Problem requirements - Leave out the pictures and set down exactly the lines from the start of the listing through the one with "type Candle = [number, number, number?, number?, number?]", both included.

— begin Collected material —

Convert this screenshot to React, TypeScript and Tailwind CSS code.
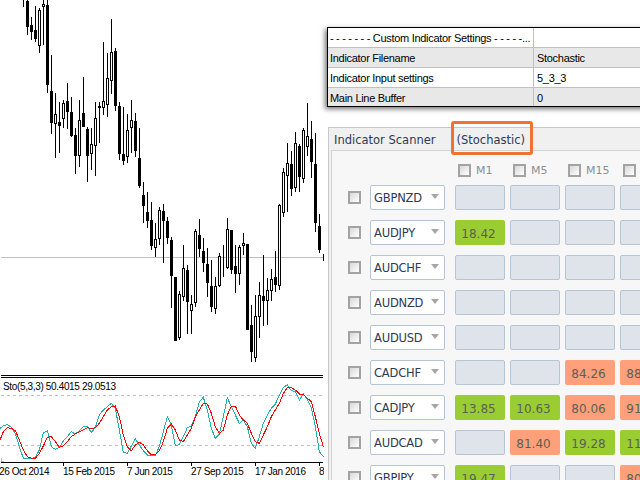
// chart data traced from the reference, y values in 3x units
type Candle = [number, number, number?, number?, number?]

const candles: Candle[] = [
  [0, 20],
  [0, 105, 3, 80, 1],
  [52, 120, 75, 95, 1],
  [18, 125, 90, 117, 1],
  [25, 160, 30, 137, 0],
  [0, 135, 13, 22, 0],
  [0, 278, 15, 255, 1],
  [165, 402, 273, 368, 1],
  [280, 473, 343, 373, 0],
  [307, 458, 366, 377, 1],
  [300, 383, 310, 358, 0],
  [250, 387, 303, 335, 1],
  [291, 410, 336, 408, 1],
  [385, 523, 405, 467, 1],
  [300, 500, 361, 469, 0],
  [232, 380, 339, 380, 1],
  [380, 545, 387, 467, 1],
  [385, 510, 433, 463, 0],
  [305, 527, 355, 439, 0],
  [307, 428, 319, 323, 1],
  [127, 345, 304, 325, 0],
  [160, 350, 235, 316, 0],
  [58, 282, 157, 244, 0],
  [145, 332, 153, 317, 1],
  [307, 480, 318, 461, 1],
  [322, 494, 462, 482, 1],
  [343, 490, 391, 472, 0],
  [300, 460, 361, 385, 0],
  [340, 470, 363, 452, 1],
  [385, 563, 475, 557, 1],
  [545, 668, 586, 617, 1],
  [577, 683, 636, 662, 1],
  [607, 750, 660, 738, 1],
  [670, 772, 718, 745, 0],
  [622, 735, 630, 716, 0],
  [613, 788, 633, 662, 1],
  [652, 732, 663, 715, 1],
  [712, 925, 720, 827, 1],
  [832, 1022, 832, 1022, 1],
  [872, 1020, 883, 1013, 0],
  [735, 903, 805, 890, 0],
  [795, 1002, 810, 905, 1],
  [885, 1002, 913, 932, 0],
  [688, 920, 693, 910, 0],
  [658, 770, 705, 747, 1],
  [715, 815, 753, 788, 1],
  [745, 890, 792, 848, 1],
  [780, 935, 858, 920, 1],
  [830, 942, 857, 928, 0],
  [760, 860, 768, 857, 0],
  [734, 830],
  [655, 808, 688, 805, 0],
  [690, 822, 690, 810, 1],
  [735, 878, 798, 823, 1],
  [735, 855, 742, 822, 0],
  [700, 765, 730, 738, 0],
  [732, 990, 732, 990, 1],
  [915, 1085, 975, 1055, 1],
  [885, 1085, 949, 1073, 0],
  [845, 1015, 886, 950, 0],
  [765, 978, 889, 902, 1],
  [835, 975, 871, 902, 0],
  [808, 902, 838, 872, 0],
  [753, 875, 832, 854, 1],
  [613, 870, 615, 857, 0],
  [505, 650, 517, 640, 0],
  [430, 635, 490, 527, 0],
  [453, 587, 492, 566, 1],
  [397, 575, 430, 563, 0],
  [433, 575, 438, 530, 1],
  [385, 550, 390, 536, 0],
  [310, 467, 408, 440, 0],
  [363, 533, 417, 485, 1],
  [400, 695, 492, 670, 1],
  [643, 758, 678, 750, 1],
  [762, 782],
]

const teal = [565, 558, 553, 562, 580, 620, 655, 656, 655, 652, 630, 578, 572, 620, 628, 622, 603, 590, 575, 582, 572, 560, 560, 577, 563, 525, 510, 500, 490, 505, 570, 637, 640, 618, 597, 615, 632, 645, 646, 646, 620, 575, 530, 555, 618, 613, 590, 563, 558, 530, 485, 472, 510, 565, 595, 582, 530, 473, 500, 525, 550, 540, 560, 610, 625, 590, 550, 525, 505, 492, 465, 443, 434, 452, 455, 480, 462, 478, 503, 560, 635, 650]
const red = [600, 575, 563, 565, 572, 600, 630, 650, 654, 655, 640, 618, 592, 590, 605, 622, 618, 605, 590, 582, 575, 570, 563, 566, 563, 550, 530, 510, 500, 498, 530, 585, 620, 632, 615, 607, 615, 632, 645, 644, 632, 605, 565, 552, 570, 600, 605, 585, 565, 530, 510, 490, 492, 520, 560, 580, 570, 525, 498, 498, 525, 540, 550, 580, 605, 610, 585, 560, 530, 510, 490, 460, 443, 443, 450, 462, 463, 475, 485, 530, 580, 620]

const toPoints = (vals: number[]) =>
  vals.map((v, i) => `${(i === 0 ? 0 : 10 + (i - 1) * 12) / 3},${240 + v / 3}`).join(' ')

const axisLabels = [
  { x: -1, text: '26 Oct 2014' },
  { x: 63, text: '15 Feb 2015' },
  { x: 127, text: '7 Jun 2015' },
  { x: 191, text: '27 Sep 2015' },
  { x: 255, text: '17 Jan 2016' },
  { x: 319, text: '8 May 2016' },
]

const rows = [
  { name: 'GBPNZD', cells: ['', '', '', ''] },
  { name: 'AUDJPY', cells: ['18.42', '', '', ''] },
  { name: 'AUDCHF', cells: ['', '', '', ''] },
  { name: 'AUDNZD', cells: ['', '', '', ''] },
  { name: 'AUDUSD', cells: ['', '', '', ''] },
  { name: 'CADCHF', cells: ['', '', '84.26', '88.41'] },
  { name: 'CADJPY', cells: ['13.85', '10.63', '80.06', '91.22'] },
  { name: 'AUDCAD', cells: ['', '81.40', '19.28', '11.36'] },
  { name: 'GBPJPY', cells: ['19.47', '', '', '80.52'] },
]

const settings = [
  ['- - - - - - - Custom Indicator Settings - - - - -...', '', 'bg-white'],
  ['Indicator Filename', 'Stochastic', 'bg-[#e8e8e8]'],
  ['Indicator Input settings', '5_3_3', 'bg-white'],
  ['Main Line Buffer', '0', 'bg-[#e8e8e8]'],
]

const Check = () => (
  <span className="block w-[13px] h-[13px] shrink-0 border-2 border-[#a3a3a3] bg-linear-to-br from-[#d8d8d8] to-white" />
)

const Cell = ({ value }: { value: string }) => {
  const n = parseFloat(value)
  const color = !value
    ? 'bg-[#dfe3ea] border border-[#b5c5d5]'
    : n < 50
      ? 'bg-[#9acd32]'
      : 'bg-[#ffa07a]'
  return (
    <div
      className={`w-[50px] h-[25px] shrink-0 rounded-[2px] flex items-center justify-center pr-[3px] pt-[2px] text-[12px] text-[#5b5f58] ${color}`}
    >
      {value}
    </div>
  )
}

const App = () => {
  return (
    <div className="w-[640px] h-[480px] overflow-hidden bg-white flex font-['Liberation_Sans',sans-serif]">
      {/* chart side */}
      <div className="w-[327px] shrink-0 flex flex-col">
        <svg width="324" height="375" shapeRendering="crispEdges" className="block shrink-0">
          <rect x="1" y="257" width="322" height="1" fill="#c0c0c0" />
          {candles.map((c, i) => {
            const x = 23 + i * 4
            const [wt, wb, bt, bb, filled] = c
            const top = Math.round(wt / 3)
            const bottom = Math.round(wb / 3)
            return (
              <g key={i}>
                <rect x={x} y={top} width="1" height={bottom - top} fill="#000" />
                {bt !== undefined && bb !== undefined && (
                  <>
                    <rect
                      x={x - 1}
                      y={Math.round(bt / 3)}
                      width="3"
                      height={Math.max(Math.round(bb / 3) - Math.round(bt / 3), 1)}
                      fill="#000"
                    />
                    {!filled && (
                      <rect
                        x={x}
                        y={Math.round(bt / 3) + 1}
                        width="1"
                        height={Math.max(Math.round(bb / 3) - Math.round(bt / 3) - 2, 0)}
                        fill="#fff"
                      />
                    )}
                  </>
                )}
              </g>
            )
          })}
        </svg>
        <div className="relative h-[105px]">
          <svg width="324" height="105" viewBox="0 375 324 105" className="block">
            <g shapeRendering="crispEdges">
              <rect x="1" y="375" width="322" height="1" fill="#000" />
              <rect x="1" y="377" width="322" height="1" fill="#000" />
              <line x1="1" y1="395.5" x2="323" y2="395.5" stroke="#c0c0c0" strokeDasharray="3 3" />
              <line x1="1" y1="445.5" x2="323" y2="445.5" stroke="#c0c0c0" strokeDasharray="3 3" />
              <polyline points={toPoints(teal)} fill="none" stroke="#20b2aa" />
              <polyline points={toPoints(red)} fill="none" stroke="#ff0000" />
              <rect x="1" y="462" width="322" height="1" fill="#000" />
              <path d="M1 458h1v3h2v1H1z" fill="#b8b8b8" />
              {axisLabels.map((l) => (
                <rect key={l.x} x={l.x} y="462" width="1" height="4" fill="#000" />
              ))}
            </g>
            {axisLabels.map((l) => (
              <text key={l.text} x={l.x} y="475" fontSize="10" letterSpacing="-0.4" fill="#000">
                {l.text}
              </text>
            ))}
          </svg>
          <span className="absolute left-[3px] top-[5px] text-[10px] tracking-[-0.35px] leading-[14px] text-black whitespace-nowrap">
            Sto(5,3,3) 50.4015 29.0513
          </span>
        </div>
      </div>

      {/* right side */}
      <div className="relative flex-1 min-w-0 pt-[27px]">
        <div className="w-[320px] border-y border-l border-black shadow-[-2px_2px_5px_rgba(0,0,0,0.55)] text-[11px] tracking-[-0.3px] text-black">
          {settings.map(([label, value, bg], i) => (
            <div key={i} className={`flex h-[20px] last:h-[18px] items-center border-b border-[#c0c0c0] last:border-b-0 ${bg}`}>
              <div className="w-[206px] h-full pl-[2px] pt-[2px] flex items-center whitespace-nowrap border-r border-[#c0c0c0]">
                {label}
              </div>
              <div className="pl-[3px] pt-[2px]">{value}</div>
            </div>
          ))}
        </div>

        <div className="mt-[20px] ml-[1px] w-[330px] h-[360px] border border-[#c8c8c8] bg-[#f0f0f0] font-['DejaVu_Sans',sans-serif]">
          <div className="h-[22px] flex items-center pl-[5px] pt-[3px] gap-[21px] text-[11.5px] text-[#2d3a55]">
            <span>Indicator Scanner</span>
            <span>(Stochastic)</span>
          </div>
          <div className="ml-[2px] h-full border border-[#d4d4d4] bg-[#f7f7f7] pt-[13px]">
            <div className="flex pl-[126px] gap-[5px] h-[21px]">
              {['M1', 'M5', 'M15', ''].map((m, i) => (
                <div key={i} className="w-[50px] shrink-0 flex items-center gap-[5px] h-[13px] text-[11px] text-[#8a9098]">
                  <Check />
                  <span className="pt-[2px]">{m}</span>
                </div>
              ))}
            </div>
            <div className="flex flex-col gap-[10px]">
              {rows.map((r) => (
                <div key={r.name} className="flex items-center h-[25px] pl-[16px]">
                  <Check />
                  <div className="ml-[9px] w-[75px] h-[25px] shrink-0 border border-[#b5c5d5] rounded-[2px] bg-white flex items-center justify-between pl-[3px] pr-[5px] text-[11.5px] tracking-[-0.2px] text-[#2d3a55]">
                    <span className="pt-[2px]">{r.name}</span>
                    <svg width="8" height="5" viewBox="0 0 8 5" className="mb-[2px]">
                      <path d="M0 0h8L4 5z" fill="#a6a6a6" />
                    </svg>
                  </div>
                  <div className="ml-[10px] flex gap-[5px]">
                    {r.cells.map((v, i) => (
                      <Cell key={i} value={v} />
                    ))}
                  </div>
                </div>
              ))}
            </div>
          </div>
        </div>

        {/* orange highlight */}
        <div className="absolute left-[124px] top-[121px] w-[82px] h-[34px] border-[3px] border-[#ed7430] rounded-[3px]" />
      </div>
    </div>
  )
}

export default App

— end Collected material —

Full output -
Convert this screenshot to React, TypeScript and Tailwind CSS code.
// chart data traced from the reference, y values in 3x units
type Candle = [number, number, number?, number?, number?]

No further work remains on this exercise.